- Born: February 16, 1937 (age 88) Florence, Italy
- Education: French Institute of Architecture
- Occupation: Architect

= Jean-Pierre Buffi =

Franco-Italian architect

Jean-Pierre Buffi (February 16, 1937, Florence, Italia) is a Franco-Italian architect.

== Biography ==
Jean-Pierre Buffi was born in Florence in 1937. He graduated from the Faculty of Architecture in Florence. He left Italy in 1964, moving to Paris to work with architect Jean Prouvé.
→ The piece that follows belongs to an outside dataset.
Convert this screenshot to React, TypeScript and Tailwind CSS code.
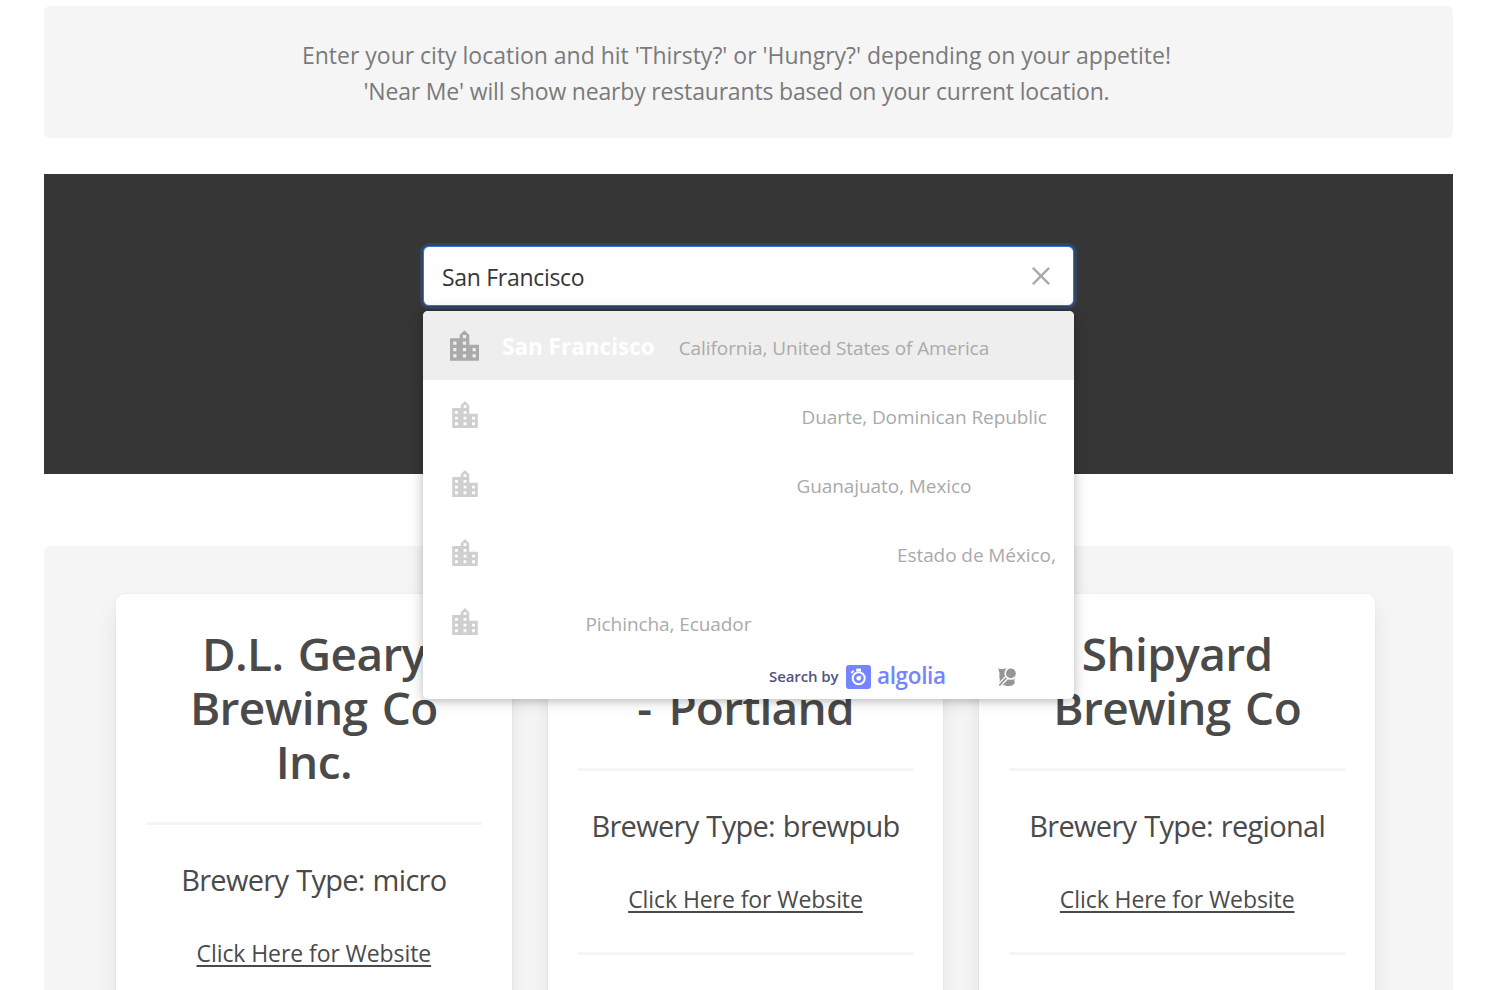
import React from "react";

const CITY_PATH =
  "M12 9V3L9 0 6 3v2H0v14h18V9h-6zm-8 8H2v-2h2v2zm0-4H2v-2h2v2zm0-4H2V7h2v2zm6 8H8v-2h2v2zm0-4H8v-2h2v2zm0-4H8V7h2v2zm0-4H8V3h2v2zm6 12h-2v-2h2v2zm0-4h-2v-2h2v2z";

function CityIcon({ active }: { active?: boolean }) {
  return (
    <svg
      viewBox="0 0 18 19"
      className={active ? "h-[31px] w-[29px] fill-[#aaaaaa]" : "h-[27px] w-[26px] fill-[#cfcfcf]"}
    >
      <path d={CITY_PATH} />
    </svg>
  );
}

function ClearIcon() {
  return (
    <svg viewBox="0 0 12 12" className="h-[18px] w-[18px] fill-[#aaaaaa]">
      <path d="M.566 1.698L0 1.13 1.132 0l.565.566L6 4.868 10.302.566 10.868 0 12 1.132l-.566.565L7.132 6l4.302 4.3.566.568L10.868 12l-.565-.566L6 7.132l-4.3 4.302L1.13 12 0 10.868l.566-.565L4.868 6 .566 1.698z" />
    </svg>
  );
}

function AlgoliaMark() {
  return (
    <svg viewBox="0 0 25 24" className="h-6 w-[25px] shrink-0">
      <rect width="25" height="24" rx="3" fill="#7585ff" />
      <circle cx="12.7" cy="13.2" r="6" fill="none" stroke="#fff" strokeWidth="2" />
      <path d="M10.2 3.6h4.8v2.8h-4.8z" fill="#fff" />
      <path d="M5.8 7.5l1.4-1.4" stroke="#fff" strokeWidth="1.8" strokeLinecap="round" />
      <circle cx="12.7" cy="13.2" r="2.3" fill="#fff" />
      <path d="M12.7 13.2l2.8-2.2" stroke="#fff" strokeWidth="1" />
    </svg>
  );
}

function MapIcon() {
  return (
    <svg viewBox="0 0 20 20" className="h-5 w-5 shrink-0">
      <path
        d="M1 1.2c2 1.1 3.800 1.100 5.500.6l3.500-.4 3-.3 5 .2-.2 4 .2 5-.6 3 .4 3-3 2.500-5 .1-3.500-.9-4.800 1.200L1.800 17c1.300-2.500 1.300-4.500.4-7.500.8-3 .1-5.300-1.200-8.300z"
        fill="#969696"
      />
      <path d="M1.500 19.300l8.200-8.800" stroke="#fff" strokeWidth="4.200" />
      <circle cx="13.900" cy="6.400" r="6.400" fill="#fff" />
      <path d="M2.300 18.400l7-7.500" stroke="#969696" strokeWidth="1.700" />
      <circle cx="13.900" cy="6.400" r="4.900" fill="#969696" />
    </svg>
  );
}

type Suggestion = { name?: string; place: string; pad: string };

const suggestions: Suggestion[] = [
  { name: "San Francisco", place: "California, United States of America", pad: "pl-6" },
  { place: "Duarte, Dominican Republic", pad: "pl-[300.5px]" },
  { place: "Guanajuato, Mexico", pad: "pl-[295.5px]" },
  { place: "Estado de México,", pad: "pl-[396px]" },
  { place: "Pichincha, Ecuador", pad: "pl-[84.5px]" },
];

function SuggestionList() {
  return (
    <div className="absolute left-0 top-[65px] z-10 h-[388px] w-[651px] overflow-hidden rounded-[5px] bg-white shadow-[0_1px_15px_rgba(0,0,0,0.2),0_3px_6px_0_rgba(0,0,0,0.1)]">
      {suggestions.map((s) => (
        <div
          key={s.place}
          className={s.name ? "flex h-[69px] items-center bg-[#eeeeee]" : "flex h-[69px] items-center"}
        >
          <div className={s.name ? "flex w-[78px] justify-center pl-[5px]" : "flex w-[78px] justify-center pl-[5px]"}>
            <CityIcon active={Boolean(s.name)} />
          </div>
          <div className="flex items-baseline whitespace-nowrap pt-1">
            {s.name && <span className="pl-px text-[22.5px] font-bold leading-9 text-white">{s.name}</span>}
            <span className={`${s.pad} text-[19px] leading-9 tracking-[-0.08px] text-[#aaaaaa]`}>{s.place}</span>
          </div>
        </div>
      ))}
      <div className="flex h-[43px] items-center pb-0.5 pl-[345px]">
        <span className="w-[78px] whitespace-nowrap pb-px pl-px text-[15px] font-semibold tracking-[-0.1px] text-[#50557f]">Search by</span>
        <AlgoliaMark />
        <span className="ml-1.5 w-[70px] pb-px text-[22.5px] font-semibold leading-6 tracking-[-0.35px] text-[#7585ff]">algolia</span>
        <div className="ml-[50px]">
          <MapIcon />
        </div>
      </div>
    </div>
  );
}

type Brewery = { title: string[]; type: string; gapAbove?: boolean };

const breweries: Brewery[] = [
  { title: ["D.L. Geary", "Brewing Co", "Inc."], type: "micro" },
  { title: ["- Portland"], type: "brewpub", gapAbove: true },
  { title: ["Shipyard", "Brewing Co"], type: "regional" },
];

function BreweryCard({ title, type, gapAbove }: Brewery) {
  return (
    <div className="h-[600px] flex-1 rounded-[9px] bg-white p-[30px] text-center text-[#4a4a4a] shadow-[0_12px_24px_-3px_rgba(10,10,10,0.1),0_0_0_1px_rgba(10,10,10,0.02)]">
      <h2
        className={
          gapAbove
            ? "-mb-0.5 whitespace-nowrap pt-14 text-[46px] font-semibold leading-[54px] tracking-[-0.8px] [word-spacing:6px]"
            : "-mb-0.5 whitespace-nowrap pt-0.5 text-[46px] font-semibold leading-[54px] tracking-[-0.6px] [word-spacing:3px]"
        }
      >
        {title.map((line) => (
          <span key={line} className="block">
            {line}
          </span>
        ))}
      </h2>
      <hr className="mb-[38px] mt-9 h-[3px] border-0 bg-[#f5f5f5]" />
      <p className="whitespace-nowrap text-[29px] leading-[34px] tracking-[-0.7px] [word-spacing:1px]">Brewery Type: {type}</p>
      <p className="mt-[38px] whitespace-nowrap text-[23px] leading-9 tracking-[-0.08px]">
        <a className="underline decoration-2 underline-offset-[3px]">Click Here for Website</a>
      </p>
      <hr className="mb-9 mt-[35px] h-[3px] border-0 bg-[#f5f5f5]" />
    </div>
  );
}

export default function App() {
  return (
    <main className="h-[990px] overflow-hidden bg-white pl-[44px] pr-[45px] pt-1.5 font-['Open_Sans',sans-serif]">
      <div className="h-[132px] rounded-md bg-[#f5f5f5] pb-[30px] pl-9 pr-[60px] pt-[31px] text-center text-[23px] leading-9 text-[#7a7a7a]">
        <p className="tracking-[-0.01px]">Enter your city location and hit 'Thirsty?' or 'Hungry?' depending on your appetite!</p>
        <p className="tracking-[-0.18px]">'Near Me' will show nearby restaurants based on your current location.</p>
      </div>

      <section className="mt-9 flex h-[300px] justify-center bg-[#363636] pt-[72px]">
        <div className="relative h-[60px] w-[651px]">
          <div className="flex h-[60px] items-center justify-between rounded-md border border-[#3273dc] bg-white pl-[17px] pr-[23px] shadow-[0_0_0_3px_rgba(50,115,220,0.25)]">
            <span className="pl-px pt-0.5 text-[23px] leading-9 tracking-[-0.3px] text-[#363636]">San Francisco</span>
            <ClearIcon />
          </div>
          <SuggestionList />
        </div>
      </section>

      <section className="mt-[72px] flex h-[600px] gap-9 rounded-md bg-[#f5f5f5] pl-[72px] pr-[78px] pt-12">
        {breweries.map((b) => (
          <BreweryCard key={b.type} {...b} />
        ))}
      </section>
    </main>
  );
}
In 1979, together with Marianne Buffi, he founded an architecture and urban planning firm. The firm became Buffi Associés in 1995. Jean-Pierre Buffi has been responsible for numerous architectural projects, including the construction of IBM headquarters in Lille and Bordeaux, Collines de la Défense and Front de Parc de Bercy in Paris.

== Projects ==

- 1997: Avignon University
- 1998: Faculty of Medicine and Pharmacy, Rouen.
- 1998: Stade Vélodrome, Marseille.
- 2000: Sanofi-Aventis headquarters, Paris (quai de la Rapée).
- 2004: Médiathèque José Cabanis, Toulouse.
- 2004: Musée national de Préhistoire, Les Eyzies
- 2007: Grand Bazar de Lyon
- 2008: IRIDE thermal power plant, Turin.
- 2013: Immeuble Le Cinq, Bordeaux.
- 2016: Gaumont Convention Cinema, Paris.